> RECORDS SHOWN

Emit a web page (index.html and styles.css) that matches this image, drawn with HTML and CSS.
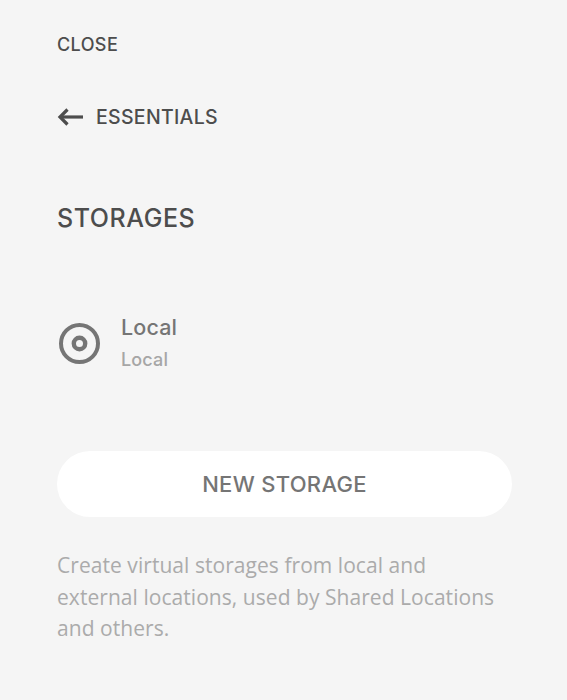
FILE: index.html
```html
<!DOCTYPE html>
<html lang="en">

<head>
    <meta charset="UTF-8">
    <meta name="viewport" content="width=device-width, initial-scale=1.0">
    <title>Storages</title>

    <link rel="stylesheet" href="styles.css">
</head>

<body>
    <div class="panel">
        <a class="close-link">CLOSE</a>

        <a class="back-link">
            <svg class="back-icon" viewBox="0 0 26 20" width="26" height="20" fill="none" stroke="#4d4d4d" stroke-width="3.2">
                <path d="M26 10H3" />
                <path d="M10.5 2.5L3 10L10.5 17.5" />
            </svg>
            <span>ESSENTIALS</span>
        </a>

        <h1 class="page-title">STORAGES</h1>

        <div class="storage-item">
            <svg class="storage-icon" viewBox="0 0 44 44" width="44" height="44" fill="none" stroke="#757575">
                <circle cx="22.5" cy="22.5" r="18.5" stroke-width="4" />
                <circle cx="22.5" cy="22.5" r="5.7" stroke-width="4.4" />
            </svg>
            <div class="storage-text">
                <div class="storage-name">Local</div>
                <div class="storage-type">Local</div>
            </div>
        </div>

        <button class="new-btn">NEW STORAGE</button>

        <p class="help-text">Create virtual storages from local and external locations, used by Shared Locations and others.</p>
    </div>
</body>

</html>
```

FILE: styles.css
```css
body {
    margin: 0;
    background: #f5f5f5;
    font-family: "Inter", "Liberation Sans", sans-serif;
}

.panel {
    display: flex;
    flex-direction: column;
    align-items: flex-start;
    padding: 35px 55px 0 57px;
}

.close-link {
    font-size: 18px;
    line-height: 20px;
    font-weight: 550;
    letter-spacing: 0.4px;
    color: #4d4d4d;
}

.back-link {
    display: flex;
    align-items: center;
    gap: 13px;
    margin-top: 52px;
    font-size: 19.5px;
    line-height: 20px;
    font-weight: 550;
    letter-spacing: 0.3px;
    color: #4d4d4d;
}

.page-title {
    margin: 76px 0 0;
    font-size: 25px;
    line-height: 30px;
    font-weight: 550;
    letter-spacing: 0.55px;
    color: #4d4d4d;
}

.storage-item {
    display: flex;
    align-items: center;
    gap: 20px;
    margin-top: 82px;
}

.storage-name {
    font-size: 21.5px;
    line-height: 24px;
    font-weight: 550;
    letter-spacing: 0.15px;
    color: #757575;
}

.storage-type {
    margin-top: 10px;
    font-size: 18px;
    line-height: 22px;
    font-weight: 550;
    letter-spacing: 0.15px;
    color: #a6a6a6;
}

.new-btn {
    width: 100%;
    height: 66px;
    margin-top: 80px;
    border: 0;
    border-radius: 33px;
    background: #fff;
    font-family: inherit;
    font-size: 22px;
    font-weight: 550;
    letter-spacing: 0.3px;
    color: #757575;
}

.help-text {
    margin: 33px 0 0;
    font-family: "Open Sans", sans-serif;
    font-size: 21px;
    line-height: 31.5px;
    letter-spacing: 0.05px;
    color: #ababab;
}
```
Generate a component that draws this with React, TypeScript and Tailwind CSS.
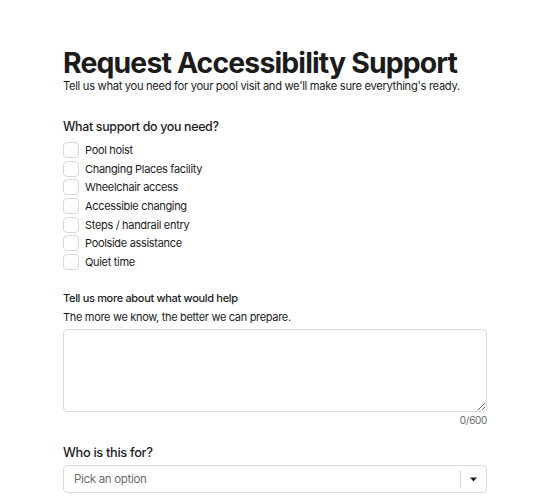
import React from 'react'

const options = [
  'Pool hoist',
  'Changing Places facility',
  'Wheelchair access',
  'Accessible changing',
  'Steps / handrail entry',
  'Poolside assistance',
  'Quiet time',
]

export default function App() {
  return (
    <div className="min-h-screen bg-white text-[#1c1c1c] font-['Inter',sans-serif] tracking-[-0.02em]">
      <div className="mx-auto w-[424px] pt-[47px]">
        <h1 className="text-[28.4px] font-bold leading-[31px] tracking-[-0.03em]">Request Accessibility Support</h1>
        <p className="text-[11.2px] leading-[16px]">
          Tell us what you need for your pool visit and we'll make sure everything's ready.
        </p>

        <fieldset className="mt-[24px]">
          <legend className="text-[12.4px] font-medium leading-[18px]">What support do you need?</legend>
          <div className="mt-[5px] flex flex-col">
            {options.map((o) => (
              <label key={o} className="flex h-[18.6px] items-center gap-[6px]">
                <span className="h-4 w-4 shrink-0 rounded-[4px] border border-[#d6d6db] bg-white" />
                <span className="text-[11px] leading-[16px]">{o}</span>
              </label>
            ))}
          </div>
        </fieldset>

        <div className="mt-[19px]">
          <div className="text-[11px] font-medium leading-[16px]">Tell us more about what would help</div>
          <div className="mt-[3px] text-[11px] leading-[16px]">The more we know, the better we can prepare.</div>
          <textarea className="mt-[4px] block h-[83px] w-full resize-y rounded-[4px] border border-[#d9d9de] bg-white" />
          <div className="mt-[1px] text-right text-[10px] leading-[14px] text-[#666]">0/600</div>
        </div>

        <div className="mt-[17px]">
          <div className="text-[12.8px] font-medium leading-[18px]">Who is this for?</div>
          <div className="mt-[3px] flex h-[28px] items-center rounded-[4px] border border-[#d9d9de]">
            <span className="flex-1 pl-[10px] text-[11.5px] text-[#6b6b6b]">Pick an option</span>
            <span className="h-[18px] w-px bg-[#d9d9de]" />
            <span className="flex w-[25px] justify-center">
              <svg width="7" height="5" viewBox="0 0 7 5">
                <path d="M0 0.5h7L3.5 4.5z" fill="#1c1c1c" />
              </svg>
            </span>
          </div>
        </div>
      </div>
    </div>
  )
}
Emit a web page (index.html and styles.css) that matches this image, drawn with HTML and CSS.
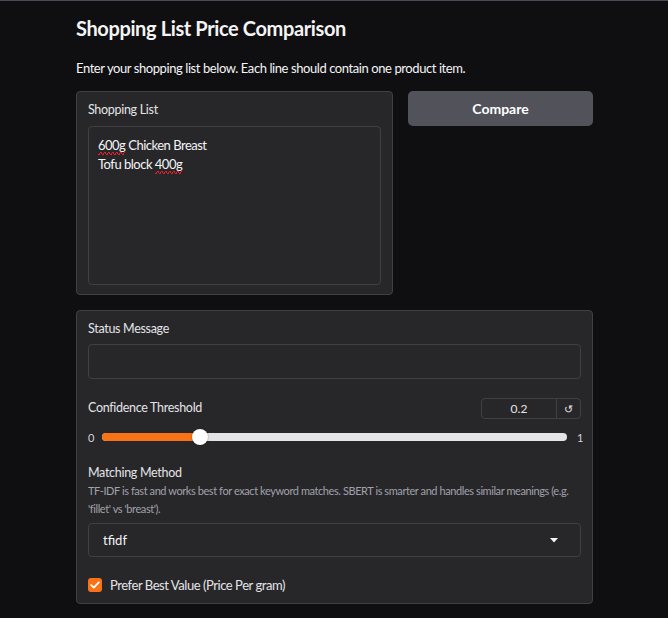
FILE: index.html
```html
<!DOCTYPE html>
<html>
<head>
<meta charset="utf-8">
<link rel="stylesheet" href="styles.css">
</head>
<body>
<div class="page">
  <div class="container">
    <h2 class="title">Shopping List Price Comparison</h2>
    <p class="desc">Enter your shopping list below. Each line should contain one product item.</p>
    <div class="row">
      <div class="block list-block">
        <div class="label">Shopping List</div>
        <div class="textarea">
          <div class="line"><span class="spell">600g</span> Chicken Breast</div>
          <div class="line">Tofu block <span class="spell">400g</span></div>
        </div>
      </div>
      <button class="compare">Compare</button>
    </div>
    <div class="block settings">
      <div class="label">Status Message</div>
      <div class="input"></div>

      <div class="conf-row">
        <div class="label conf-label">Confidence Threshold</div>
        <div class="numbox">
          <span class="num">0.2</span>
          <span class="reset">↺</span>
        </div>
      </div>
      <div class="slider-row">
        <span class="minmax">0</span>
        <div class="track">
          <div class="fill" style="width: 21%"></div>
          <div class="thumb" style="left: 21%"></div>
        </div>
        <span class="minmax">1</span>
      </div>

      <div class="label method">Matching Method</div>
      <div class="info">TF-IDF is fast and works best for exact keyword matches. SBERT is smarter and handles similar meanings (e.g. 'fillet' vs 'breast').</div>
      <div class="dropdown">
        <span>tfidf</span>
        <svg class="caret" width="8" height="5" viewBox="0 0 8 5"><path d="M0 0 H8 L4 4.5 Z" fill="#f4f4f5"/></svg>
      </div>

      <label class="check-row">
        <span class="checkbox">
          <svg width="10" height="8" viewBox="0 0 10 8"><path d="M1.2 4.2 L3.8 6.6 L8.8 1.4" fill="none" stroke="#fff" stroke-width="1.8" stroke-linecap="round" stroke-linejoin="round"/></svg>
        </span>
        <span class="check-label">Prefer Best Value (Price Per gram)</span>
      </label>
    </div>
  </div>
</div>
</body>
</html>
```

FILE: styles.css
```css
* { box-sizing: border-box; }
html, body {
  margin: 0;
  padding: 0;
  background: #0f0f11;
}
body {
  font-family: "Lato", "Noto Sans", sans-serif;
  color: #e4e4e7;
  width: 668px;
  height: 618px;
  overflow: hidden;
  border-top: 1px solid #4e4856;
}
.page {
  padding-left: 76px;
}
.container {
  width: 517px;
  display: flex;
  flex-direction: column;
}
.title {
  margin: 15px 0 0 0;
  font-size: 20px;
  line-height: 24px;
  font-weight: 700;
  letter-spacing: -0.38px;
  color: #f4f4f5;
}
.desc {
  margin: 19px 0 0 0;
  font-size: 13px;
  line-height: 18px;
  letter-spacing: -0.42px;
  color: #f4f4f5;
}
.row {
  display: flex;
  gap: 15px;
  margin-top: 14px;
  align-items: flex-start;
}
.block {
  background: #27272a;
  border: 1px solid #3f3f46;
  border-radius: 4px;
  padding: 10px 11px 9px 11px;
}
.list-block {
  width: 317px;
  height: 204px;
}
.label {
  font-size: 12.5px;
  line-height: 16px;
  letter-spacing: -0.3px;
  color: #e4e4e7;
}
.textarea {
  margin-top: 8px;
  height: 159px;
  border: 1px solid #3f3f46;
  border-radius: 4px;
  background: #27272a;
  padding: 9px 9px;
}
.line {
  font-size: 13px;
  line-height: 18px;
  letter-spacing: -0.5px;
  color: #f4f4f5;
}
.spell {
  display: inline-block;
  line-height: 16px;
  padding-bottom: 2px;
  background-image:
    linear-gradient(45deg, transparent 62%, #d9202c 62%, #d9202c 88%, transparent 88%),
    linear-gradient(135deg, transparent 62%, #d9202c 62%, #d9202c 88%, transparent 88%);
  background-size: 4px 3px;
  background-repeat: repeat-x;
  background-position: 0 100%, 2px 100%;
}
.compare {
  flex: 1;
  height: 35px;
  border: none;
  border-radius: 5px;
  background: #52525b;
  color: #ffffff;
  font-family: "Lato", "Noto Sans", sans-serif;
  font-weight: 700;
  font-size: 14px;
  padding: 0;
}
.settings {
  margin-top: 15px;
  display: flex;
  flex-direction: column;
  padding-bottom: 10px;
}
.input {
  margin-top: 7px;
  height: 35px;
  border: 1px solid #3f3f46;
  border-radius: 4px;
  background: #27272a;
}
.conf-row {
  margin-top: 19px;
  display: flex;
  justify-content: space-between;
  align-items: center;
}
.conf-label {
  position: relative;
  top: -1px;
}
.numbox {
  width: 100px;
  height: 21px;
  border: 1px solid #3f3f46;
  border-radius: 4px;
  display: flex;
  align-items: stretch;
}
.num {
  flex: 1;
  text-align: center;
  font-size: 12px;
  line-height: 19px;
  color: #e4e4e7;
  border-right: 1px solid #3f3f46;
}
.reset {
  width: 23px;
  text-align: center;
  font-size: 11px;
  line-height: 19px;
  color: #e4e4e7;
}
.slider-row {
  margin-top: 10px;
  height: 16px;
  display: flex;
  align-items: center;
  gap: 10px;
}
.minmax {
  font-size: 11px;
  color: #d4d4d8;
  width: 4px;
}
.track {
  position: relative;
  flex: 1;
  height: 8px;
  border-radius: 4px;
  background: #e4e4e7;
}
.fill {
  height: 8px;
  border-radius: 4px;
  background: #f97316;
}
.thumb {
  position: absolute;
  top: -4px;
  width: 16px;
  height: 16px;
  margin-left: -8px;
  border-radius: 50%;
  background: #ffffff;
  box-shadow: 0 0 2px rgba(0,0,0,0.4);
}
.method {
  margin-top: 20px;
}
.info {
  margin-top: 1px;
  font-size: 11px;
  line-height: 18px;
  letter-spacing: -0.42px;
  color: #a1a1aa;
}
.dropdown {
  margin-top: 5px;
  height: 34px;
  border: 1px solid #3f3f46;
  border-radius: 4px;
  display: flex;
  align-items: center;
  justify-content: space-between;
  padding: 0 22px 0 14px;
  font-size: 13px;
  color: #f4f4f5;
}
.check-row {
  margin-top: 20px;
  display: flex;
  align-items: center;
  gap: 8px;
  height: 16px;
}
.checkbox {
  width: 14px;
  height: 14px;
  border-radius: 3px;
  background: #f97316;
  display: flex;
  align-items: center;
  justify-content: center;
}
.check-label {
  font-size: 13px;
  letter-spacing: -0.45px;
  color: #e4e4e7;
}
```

> GIVEN TASK
From the records above, copy every line that holds the word "React".

> WRITTEN ANSWER
Generate a component that draws this with React, TypeScript and Tailwind CSS.
import React from 'react'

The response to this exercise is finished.